For the coming year, Tallinn has budgeted operational costs of 121.9 million euros and investments of 9.7 million euros in the social sector. A new initiative, in collaboration with the SA Lapse Heaolu Arengukeskus (Child Welfare Development Center), is the establishment of the Perepesa network of community-based prevention and family service centers. The first center is planned to open in the city centre on Asula Street. Additional funds will be allocated for psychological counseling for those in need and underprivileged families. To ensure the availability of support services for children in need, the hourly rate for support workers will be raised to 9 euros, and from next year, the support rate for a child with disabilities will increase to 150 euros.

The overall revenue for the city in 2024 is projected to be 1.06 billion euros, of which tax revenues account for 71.5 percent. The city's primary source of income is personal income tax, projected at 715 million euros for 2024, an increase of 65.3 million euros, or 10.1 percent more than the revised budget for 2023. State and other institutional subsidies are forecasted at 169.2 million euros, income from the sale of goods and services by city-run institutions at 110.1 million euros, land tax at 25.1 million euros, and external funding at 11.6 million euros.

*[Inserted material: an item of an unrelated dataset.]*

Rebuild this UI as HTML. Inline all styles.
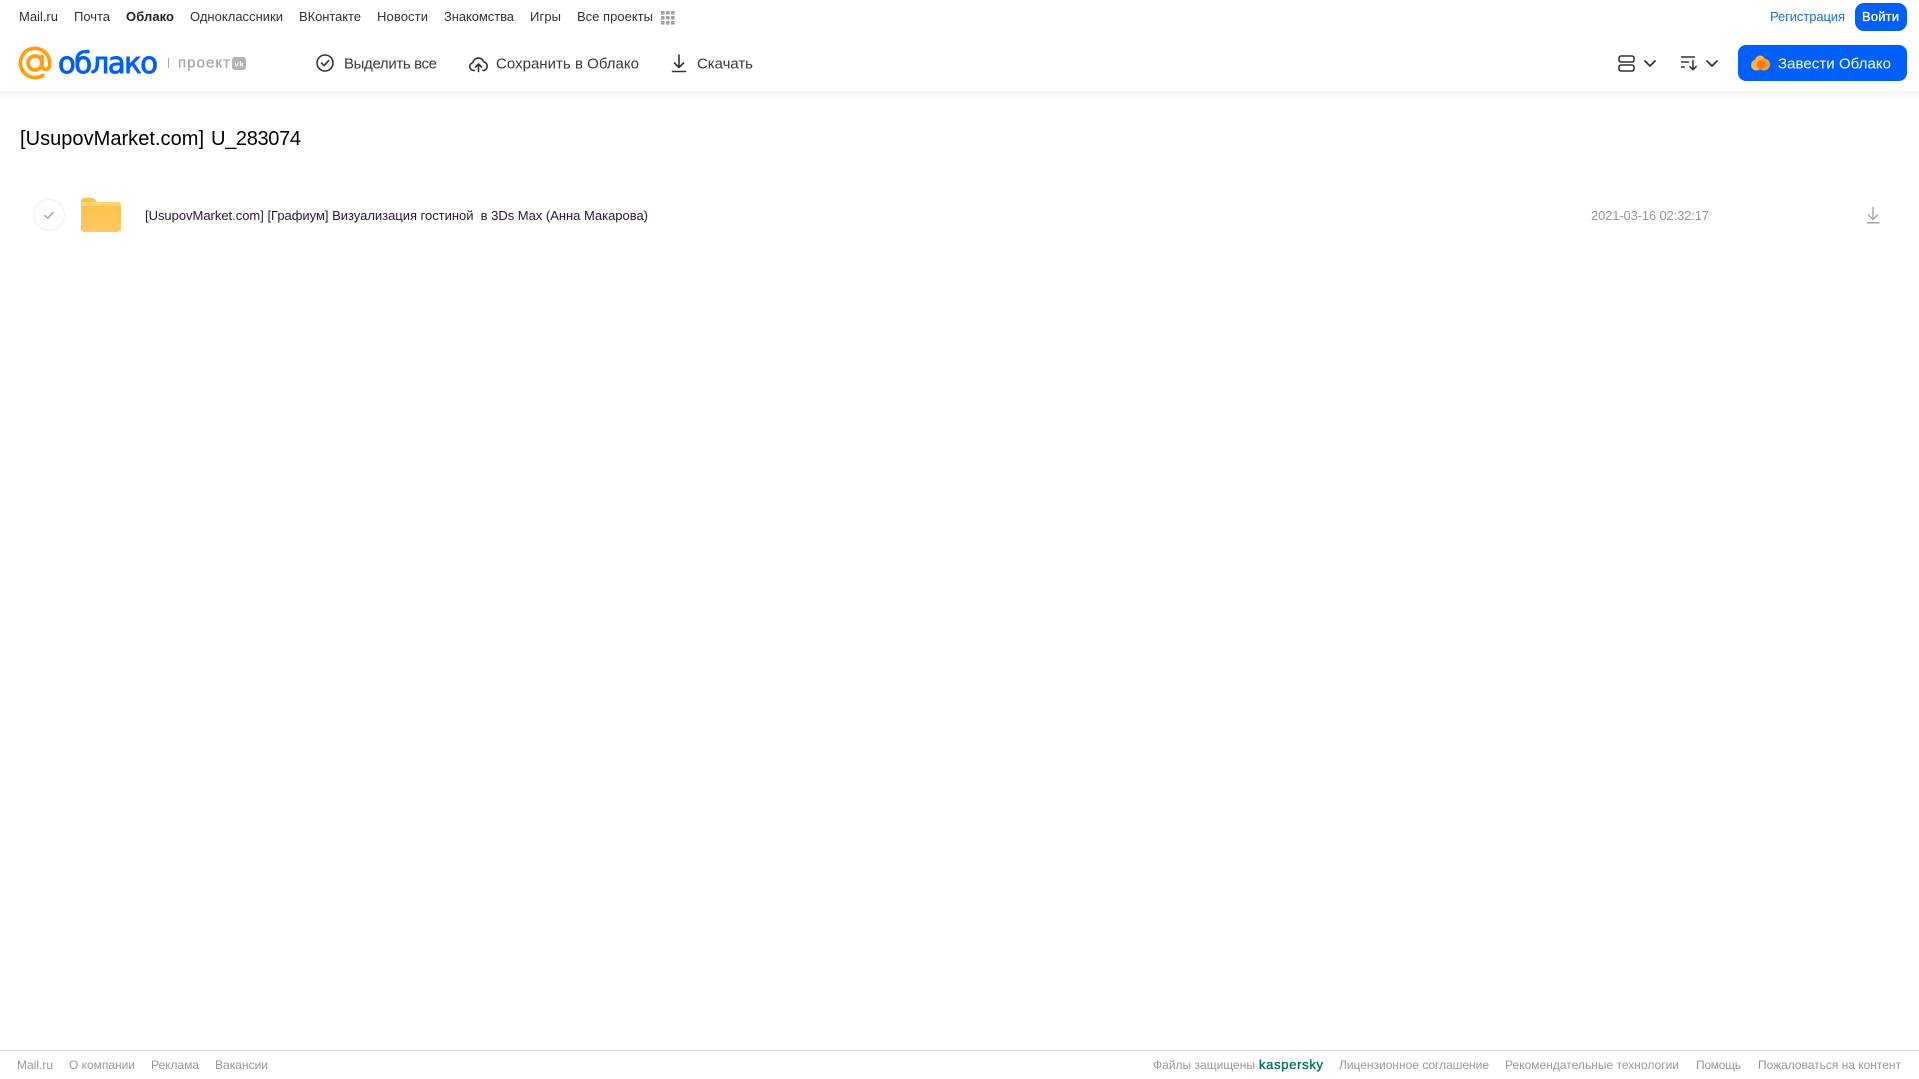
<!DOCTYPE html>
<html lang="ru">
<head>
<meta charset="utf-8">
<title>Облако</title>
<style>
html,body{margin:0;padding:0;background:#fff;width:1919px;height:1079px;overflow:hidden}
svg{display:block;position:absolute;left:0;top:0}
text{font-family:"Liberation Sans",Arial,sans-serif;white-space:pre}
.n{font-size:13px;fill:#333}
.t{font-size:15px;fill:#3a3a3a}
.f{font-size:12px;fill:#999}
</style>
</head>
<body>
<svg width="1919" height="1079" viewBox="0 0 1919 1079" xmlns="http://www.w3.org/2000/svg">
<defs>
<linearGradient id="sh" x1="0" y1="0" x2="0" y2="1"><stop offset="0" stop-color="#f4f4f4"/><stop offset="1" stop-color="#fff"/></linearGradient>
<linearGradient id="fo" x1="0" y1="0" x2="0" y2="1"><stop offset="0" stop-color="#ffc04a"/><stop offset="1" stop-color="#ffc95f"/></linearGradient>
</defs>
<rect x="0" y="91" width="1919" height="10" fill="url(#sh)"/>

<!-- top nav -->
<text class="n" x="19" y="21" textLength="39">Mail.ru</text>
<text class="n" x="74" y="21" textLength="36">Почта</text>
<text class="n" x="126" y="21" textLength="48" font-weight="700" style="fill:#222">Облако</text>
<text class="n" x="190" y="21" textLength="93">Одноклассники</text>
<text class="n" x="299" y="21" textLength="62">ВКонтакте</text>
<text class="n" x="377" y="21" textLength="51">Новости</text>
<text class="n" x="444" y="21" textLength="70">Знакомства</text>
<text class="n" x="530" y="21" textLength="31">Игры</text>
<text class="n" x="577" y="21" textLength="76">Все проекты</text>
<g fill="#a3a3a3">
<rect x="661" y="11" width="3.6" height="3.6" rx=".6"/><rect x="666" y="11" width="3.6" height="3.6" rx=".6"/><rect x="671" y="11" width="3.6" height="3.6" rx=".6"/>
<rect x="661" y="16" width="3.6" height="3.6" rx=".6"/><rect x="666" y="16" width="3.6" height="3.6" rx=".6"/><rect x="671" y="16" width="3.6" height="3.6" rx=".6"/>
<rect x="661" y="21" width="3.6" height="3.6" rx=".6"/><rect x="666" y="21" width="3.6" height="3.6" rx=".6"/><rect x="671" y="21" width="3.6" height="3.6" rx=".6"/>
</g>
<text x="1770" y="21" textLength="75" style="font-size:13px;fill:#1a6fe0">Регистрация</text>
<rect x="1855" y="3" width="52" height="28" rx="9" fill="#005ff9"/>
<text x="1862" y="21" textLength="37" style="font-size:13px;fill:#fff;stroke:#fff;stroke-width:.3">Войти</text>

<!-- logo -->
<g fill="none" stroke="#ffa00a" stroke-width="3.700" stroke-linecap="round">
<circle cx="35" cy="63" r="7"/>
<path d="M42 56.500v9a3.800 3.800 0 0 0 7.600 0V63a14.600 14.600 0 1 0-6.800 12.300"/>
</g>
<text x="58" y="73" textLength="100" style="font-family:'DejaVu Sans',sans-serif;font-size:29px;fill:#005ff9;stroke:#005ff9;stroke-width:.9">облако</text>
<rect x="168" y="58" width="1" height="10" fill="#aaa"/>
<text x="178" y="67.500" textLength="52" style="font-size:15px;fill:#a8a8a8;stroke:#a8a8a8;stroke-width:.3">проект</text>
<rect x="232" y="57" width="14" height="13" rx="3" fill="#b3b3b3"/>
<text x="234.500" y="66.500" textLength="9" style="font-size:7.500px;fill:#fff;font-weight:700">vk</text>

<!-- toolbar -->
<circle cx="325" cy="63" r="8" fill="none" stroke="#333" stroke-width="1.600"/>
<path d="M321.500 63l2.600 2.600 4.600-5" fill="none" stroke="#333" stroke-width="1.600" stroke-linecap="round" stroke-linejoin="round"/>
<text class="t" x="344" y="68.500" textLength="93">Выделить все</text>

<path d="M474.500 70.500h-1a4 4 0 0 1-.6-7.900 5.600 5.600 0 0 1 10.800-.8 4.500 4.500 0 0 1 .3 8.700h-1" fill="none" stroke="#333" stroke-width="1.600" stroke-linecap="round" stroke-linejoin="round"/>
<path d="M478.500 71.500v-7.500M475.500 67l3-3 3 3" fill="none" stroke="#333" stroke-width="1.600" stroke-linecap="round" stroke-linejoin="round"/>
<text class="t" x="496" y="68.500" textLength="143">Сохранить в Облако</text>

<path d="M679 55v12.500M674.500 63l4.500 4.500 4.500-4.500M672.500 71.500h13" fill="none" stroke="#333" stroke-width="1.600" stroke-linecap="round" stroke-linejoin="round"/>
<text class="t" x="697" y="68.500" textLength="56">Скачать</text>

<!-- view / sort -->
<rect x="1619" y="56" width="15" height="6" rx="2" fill="none" stroke="#333" stroke-width="1.600"/>
<rect x="1619" y="65" width="15" height="6" rx="2" fill="none" stroke="#333" stroke-width="1.600"/>
<path d="M1645 61l5 5 5-5" fill="none" stroke="#333" stroke-width="1.800" stroke-linecap="round" stroke-linejoin="round"/>
<path d="M1681.500 57h13M1681.500 62h7M1681.500 67h3" fill="none" stroke="#333" stroke-width="1.400" stroke-linecap="round"/>
<path d="M1693 60.500v9M1689.800 66.500l3.200 3.200 3.200-3.200" fill="none" stroke="#333" stroke-width="1.500" stroke-linecap="round" stroke-linejoin="round"/>
<path d="M1707 61l5 5 5-5" fill="none" stroke="#333" stroke-width="1.800" stroke-linecap="round" stroke-linejoin="round"/>

<rect x="1738" y="45" width="169" height="36" rx="8" fill="#005ff9"/>
<g>
<circle cx="1756.500" cy="65" r="5.500" fill="#ffb340"/>
<circle cx="1760" cy="60.500" r="5" fill="#ffb340"/>
<circle cx="1764" cy="64.500" r="6" fill="#ff9a2e"/>
<circle cx="1761" cy="64.500" r="4.500" fill="#ff7a1a"/>
</g>
<text x="1778" y="68.500" textLength="113" style="font-size:15px;fill:#fff">Завести Облако</text>

<!-- title -->
<text x="20" y="145" textLength="184" style="font-size:20px;fill:#000">[UsupovMarket.com]</text>
<text x="211" y="145" textLength="90" style="font-size:20px;fill:#000">U_283074</text>

<!-- row -->
<circle cx="49" cy="215" r="15.500" fill="#fff" stroke="#efefef" stroke-width="1"/>
<path d="M45 215.500l2.800 2.800 5.200-5.800" fill="none" stroke="#999" stroke-width="1.300" stroke-linecap="round" stroke-linejoin="round"/>
<path d="M81 201a3 3 0 0 1 3-3h7.500c2 0 3 1 4 2.200.7.800 1.500 1.800 3 1.800H118a3 3 0 0 1 3 3v24a3 3 0 0 1-3 3H84a3 3 0 0 1-3-3z" fill="url(#fo)"/>
<path d="M81 206h40v-1a3 3 0 0 0-3-3H81z" fill="#ffd17a"/>
<text x="145" y="220" textLength="503" style="font-size:13px;fill:#2b1a33">[UsupovMarket.com] [Графиум] Визуализация гостиной  в 3Ds Max (Анна Макарова)</text>
<text x="1591" y="220" textLength="118" style="font-size:13px;fill:#999">2021-03-16 02:32:17</text>
<path d="M1873 207.500v12M1868.500 215l4.500 4.500 4.500-4.500" fill="none" stroke="#aaa" stroke-width="1.500" stroke-linecap="round" stroke-linejoin="round"/>
<rect x="1867" y="222" width="12.500" height="1.600" fill="#aaa"/>

<!-- footer -->
<rect x="0" y="1050" width="1919" height="1" fill="#dcdcdc"/>
<text class="f" x="17" y="1069" textLength="36">Mail.ru</text>
<text class="f" x="69" y="1069" textLength="66">О компании</text>
<text class="f" x="151" y="1069" textLength="48">Реклама</text>
<text class="f" x="215" y="1069" textLength="53">Вакансии</text>
<text class="f" x="1153" y="1069" textLength="102">Файлы защищены</text>
<text x="1259" y="1069" textLength="64" style="font-size:13px;fill:#006d5c;stroke:#006d5c;stroke-width:.35">kaspersky</text>
<text class="f" x="1339" y="1069" textLength="150">Лицензионное соглашение</text>
<text class="f" x="1505" y="1069" textLength="174">Рекомендательные технологии</text>
<text class="f" x="1696" y="1069" textLength="45">Помощь</text>
<text class="f" x="1758" y="1069" textLength="143">Пожаловаться на контент</text>
</svg>
</body>
</html>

For financing investments, Tallinn plans to take out loans totaling up to 125 million euros in 2024, resulting in a projected net debt burden of 34 percent by the end of the year. Additionally, up to 70 million euros from reserves accumulated in previous years will be directed to cover budget expenditures.

The 2024 budget, approved by the City Government, was sent to the Tallinn City Council yesterday. The draft is available for review (in Estonian) in Tallinn's legal information system TEELE.